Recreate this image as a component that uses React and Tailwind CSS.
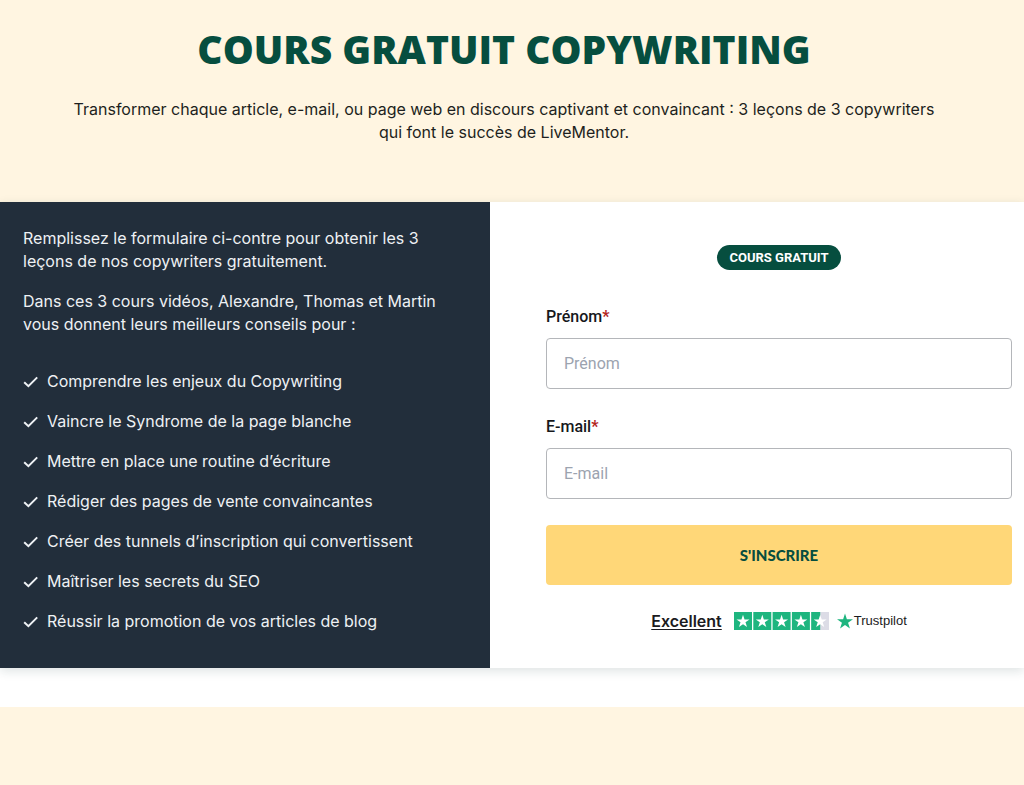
const benefits = [
  "Comprendre les enjeux du Copywriting",
  "Vaincre le Syndrome de la page blanche",
  "Mettre en place une routine d’écriture",
  "Rédiger des pages de vente convaincantes",
  "Créer des tunnels d’inscription qui convertissent",
  "Maîtriser les secrets du SEO",
  "Réussir la promotion de vos articles de blog",
];

const STAR = "M12 2l2.36 7.26H22l-6.18 4.48 2.36 7.26L12 16.5 5.82 21l2.36-7.26L2 9.26h7.64z";

function CheckMark() {
  return (
    <svg viewBox="0 0 16 16" className="size-4 shrink-0" fill="none" stroke="currentColor" strokeWidth="2" aria-hidden="true">
      <path d="M1.2 8.2l4.2 4L14.2 3.4" />
    </svg>
  );
}

function Rating() {
  return (
    <svg viewBox="0 0 95 18" className="h-[18px] w-[95px]" role="img" aria-label="4,5 / 5">
      {[0, 1, 2, 3, 4].map((i) => (
        <g key={i} transform={`translate(${i * 19.3} 0)`}>
          <rect width="18" height="18" fill={i === 4 ? "#dcdce6" : "#1eb57f"} />
          {i === 4 && <rect width="9" height="18" fill="#1eb57f" />}
          <path d={STAR} transform="translate(1.2 1.4) scale(.65)" fill="#fff" />
        </g>
      ))}
    </svg>
  );
}

function Field({ id, label, type }) {
  return (
    <div className="flex flex-col gap-[9px]">
      <label htmlFor={id} className="text-base leading-6 font-medium text-[#16181c]">
        {label}
        <span className="font-bold text-[#b3261e]">*</span>
      </label>
      <input
        id={id}
        type={type}
        placeholder={label}
        required
        className="h-[51px] w-full rounded border border-[#b4b6ba] bg-white px-[17px] text-base text-[#16181c] placeholder:text-[#9ca3af]"
      />
    </div>
  );
}

export default function App() {
  return (
    <div className="min-h-screen bg-[#fff5e1] font-[Roboto,sans-serif] text-[#1d1f20]">
      <header className="flex flex-col items-center gap-6 pt-6 pr-4 pb-[58px] text-center">
        <h1 className="font-['Open_Sans',sans-serif] text-[39px] leading-[50px] font-extrabold text-[#064e3f]">
          COURS GRATUIT COPYWRITING
        </h1>
        <p className="max-w-[888px] font-[Inter,sans-serif] text-base leading-[23px]">
          Transformer chaque article, e-mail, ou page web en discours captivant et convaincant : 3 leçons de 3
          copywriters qui font le succès de LiveMentor.
        </p>
      </header>
      <main className="bg-white pb-[39px]">
        <div className="grid grid-cols-[490fr_534fr] shadow-[0_3px_10px_rgba(20,60,60,0.14)]">
          <section className="bg-[#222e3b] px-[23px] pt-[25px] pb-[35px] font-[Inter,sans-serif] text-base leading-[23px] text-[#eef1f4]">
            <div className="flex max-w-[430px] flex-col gap-[17px]">
              <p>Remplissez le formulaire ci-contre pour obtenir les 3 leçons de nos copywriters gratuitement.</p>
              <p>Dans ces 3 cours vidéos, Alexandre, Thomas et Martin vous donnent leurs meilleurs conseils pour :</p>
            </div>
            <ul className="mt-[34px] flex flex-col gap-[17px]">
              {benefits.map((text) => (
                <li key={text} className="flex items-center gap-2">
                  <CheckMark />
                  {text}
                </li>
              ))}
            </ul>
          </section>
          <section className="flex flex-col items-center bg-white pt-[43px] pr-3 pl-14">
            <span className="rounded-full bg-[#064e3f] px-3 text-[13px] leading-[25px] font-bold text-white">
              COURS GRATUIT
            </span>
            <form className="mt-[35px] flex w-full flex-col gap-[26px]">
              <Field id="prenom" label="Prénom" type="text" />
              <Field id="email" label="E-mail" type="email" />
              <button
                type="button"
                className="h-[60px] rounded bg-[#ffd778] font-[Lato,sans-serif] text-[15px] font-black text-[#064e3f]"
              >
                S'INSCRIRE
              </button>
            </form>
            <div className="mt-6 flex items-center gap-2 text-[#1b1b21]">
              <a href="#avis" className="mr-1 font-[Inter,sans-serif] text-base leading-6 font-semibold underline underline-offset-2">
                Excellent
              </a>
              <Rating />
              <span className="flex items-center gap-px font-['Liberation_Sans',sans-serif] text-[13px] leading-6">
                <svg viewBox="2 2 20 19" className="h-4 w-4" aria-hidden="true">
                  <path d={STAR} fill="#1eb57f" />
                </svg>
                Trustpilot
              </span>
            </div>
          </section>
        </div>
      </main>
    </div>
  );
}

□ □ □

_Do this_
Repeat the lines above, starting at the first and stopping after the line that holds "2l2.36 7.26H22l-6.18 4.48", with the pictures left out.

_Answer for the task_
Recreate this image as a component that uses React and Tailwind CSS.
const benefits = [
  "Comprendre les enjeux du Copywriting",
  "Vaincre le Syndrome de la page blanche",
  "Mettre en place une routine d’écriture",
  "Rédiger des pages de vente convaincantes",
  "Créer des tunnels d’inscription qui convertissent",
  "Maîtriser les secrets du SEO",
  "Réussir la promotion de vos articles de blog",
];

const STAR = "M12 2l2.36 7.26H22l-6.18 4.48 2.36 7.26L12 16.5 5.82 21l2.36-7.26L2 9.26h7.64z";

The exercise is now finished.